◆ WHAT YOU WILL DO ◆
Pictures do not belong in your copy. Repeat all the other data exactly.

^^^^

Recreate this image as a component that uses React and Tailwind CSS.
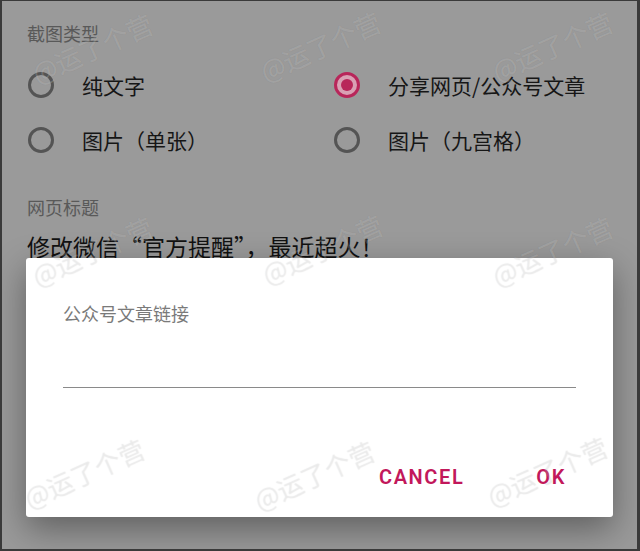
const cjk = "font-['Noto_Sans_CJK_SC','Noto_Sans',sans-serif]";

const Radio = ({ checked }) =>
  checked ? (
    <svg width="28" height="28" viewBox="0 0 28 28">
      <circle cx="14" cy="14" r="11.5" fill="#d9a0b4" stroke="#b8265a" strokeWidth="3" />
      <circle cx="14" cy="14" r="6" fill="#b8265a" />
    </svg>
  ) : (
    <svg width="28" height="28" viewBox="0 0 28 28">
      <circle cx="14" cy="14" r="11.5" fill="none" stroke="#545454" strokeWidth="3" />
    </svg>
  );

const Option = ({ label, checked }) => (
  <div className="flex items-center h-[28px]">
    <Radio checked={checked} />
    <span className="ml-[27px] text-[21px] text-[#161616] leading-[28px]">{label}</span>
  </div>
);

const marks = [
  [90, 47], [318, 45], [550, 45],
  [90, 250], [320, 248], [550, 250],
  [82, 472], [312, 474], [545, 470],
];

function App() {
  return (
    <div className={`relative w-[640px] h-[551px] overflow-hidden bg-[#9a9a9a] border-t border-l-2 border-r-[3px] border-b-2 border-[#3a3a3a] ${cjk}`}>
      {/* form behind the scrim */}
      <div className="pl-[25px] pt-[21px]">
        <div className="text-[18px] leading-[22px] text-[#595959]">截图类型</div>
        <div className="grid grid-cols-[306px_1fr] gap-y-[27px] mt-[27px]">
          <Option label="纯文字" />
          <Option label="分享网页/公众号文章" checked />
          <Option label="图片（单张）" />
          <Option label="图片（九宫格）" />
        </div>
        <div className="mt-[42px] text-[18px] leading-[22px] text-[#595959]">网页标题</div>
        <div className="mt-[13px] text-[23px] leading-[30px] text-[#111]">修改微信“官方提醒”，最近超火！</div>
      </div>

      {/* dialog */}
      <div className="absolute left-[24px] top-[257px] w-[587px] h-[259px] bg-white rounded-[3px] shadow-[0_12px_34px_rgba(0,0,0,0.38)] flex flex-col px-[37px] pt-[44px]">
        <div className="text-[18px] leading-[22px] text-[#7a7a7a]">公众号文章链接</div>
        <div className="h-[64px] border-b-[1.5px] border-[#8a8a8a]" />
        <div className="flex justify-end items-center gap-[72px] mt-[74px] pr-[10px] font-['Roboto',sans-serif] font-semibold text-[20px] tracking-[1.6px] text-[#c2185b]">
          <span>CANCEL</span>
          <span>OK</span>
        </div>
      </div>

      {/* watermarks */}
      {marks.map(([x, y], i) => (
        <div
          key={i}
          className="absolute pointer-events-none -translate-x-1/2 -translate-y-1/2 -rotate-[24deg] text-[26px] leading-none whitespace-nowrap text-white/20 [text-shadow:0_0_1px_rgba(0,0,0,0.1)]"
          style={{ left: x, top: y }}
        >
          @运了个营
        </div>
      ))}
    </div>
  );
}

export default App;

^^^^

◆ SOLUTION FOR THIS EXERCISE ◆
Recreate this image as a component that uses React and Tailwind CSS.
const cjk = "font-['Noto_Sans_CJK_SC','Noto_Sans',sans-serif]";

const Radio = ({ checked }) =>
  checked ? (
    <svg width="28" height="28" viewBox="0 0 28 28">
      <circle cx="14" cy="14" r="11.5" fill="#d9a0b4" stroke="#b8265a" strokeWidth="3" />
      <circle cx="14" cy="14" r="6" fill="#b8265a" />
    </svg>
  ) : (
    <svg width="28" height="28" viewBox="0 0 28 28">
      <circle cx="14" cy="14" r="11.5" fill="none" stroke="#545454" strokeWidth="3" />
    </svg>
  );

const Option = ({ label, checked }) => (
  <div className="flex items-center h-[28px]">
    <Radio checked={checked} />
    <span className="ml-[27px] text-[21px] text-[#161616] leading-[28px]">{label}</span>
  </div>
);

const marks = [
  [90, 47], [318, 45], [550, 45],
  [90, 250], [320, 248], [550, 250],
  [82, 472], [312, 474], [545, 470],
];

function App() {
  return (
    <div className={`relative w-[640px] h-[551px] overflow-hidden bg-[#9a9a9a] border-t border-l-2 border-r-[3px] border-b-2 border-[#3a3a3a] ${cjk}`}>
      {/* form behind the scrim */}
      <div className="pl-[25px] pt-[21px]">
        <div className="text-[18px] leading-[22px] text-[#595959]">截图类型</div>
        <div className="grid grid-cols-[306px_1fr] gap-y-[27px] mt-[27px]">
          <Option label="纯文字" />
          <Option label="分享网页/公众号文章" checked />
          <Option label="图片（单张）" />
          <Option label="图片（九宫格）" />
        </div>
        <div className="mt-[42px] text-[18px] leading-[22px] text-[#595959]">网页标题</div>
        <div className="mt-[13px] text-[23px] leading-[30px] text-[#111]">修改微信“官方提醒”，最近超火！</div>
      </div>

      {/* dialog */}
      <div className="absolute left-[24px] top-[257px] w-[587px] h-[259px] bg-white rounded-[3px] shadow-[0_12px_34px_rgba(0,0,0,0.38)] flex flex-col px-[37px] pt-[44px]">
        <div className="text-[18px] leading-[22px] text-[#7a7a7a]">公众号文章链接</div>
        <div className="h-[64px] border-b-[1.5px] border-[#8a8a8a]" />
        <div className="flex justify-end items-center gap-[72px] mt-[74px] pr-[10px] font-['Roboto',sans-serif] font-semibold text-[20px] tracking-[1.6px] text-[#c2185b]">
          <span>CANCEL</span>
          <span>OK</span>
        </div>
      </div>

      {/* watermarks */}
      {marks.map(([x, y], i) => (
        <div
          key={i}
          className="absolute pointer-events-none -translate-x-1/2 -translate-y-1/2 -rotate-[24deg] text-[26px] leading-none whitespace-nowrap text-white/20 [text-shadow:0_0_1px_rgba(0,0,0,0.1)]"
          style={{ left: x, top: y }}
        >
          @运了个营
        </div>
      ))}
    </div>
  );
}

export default App;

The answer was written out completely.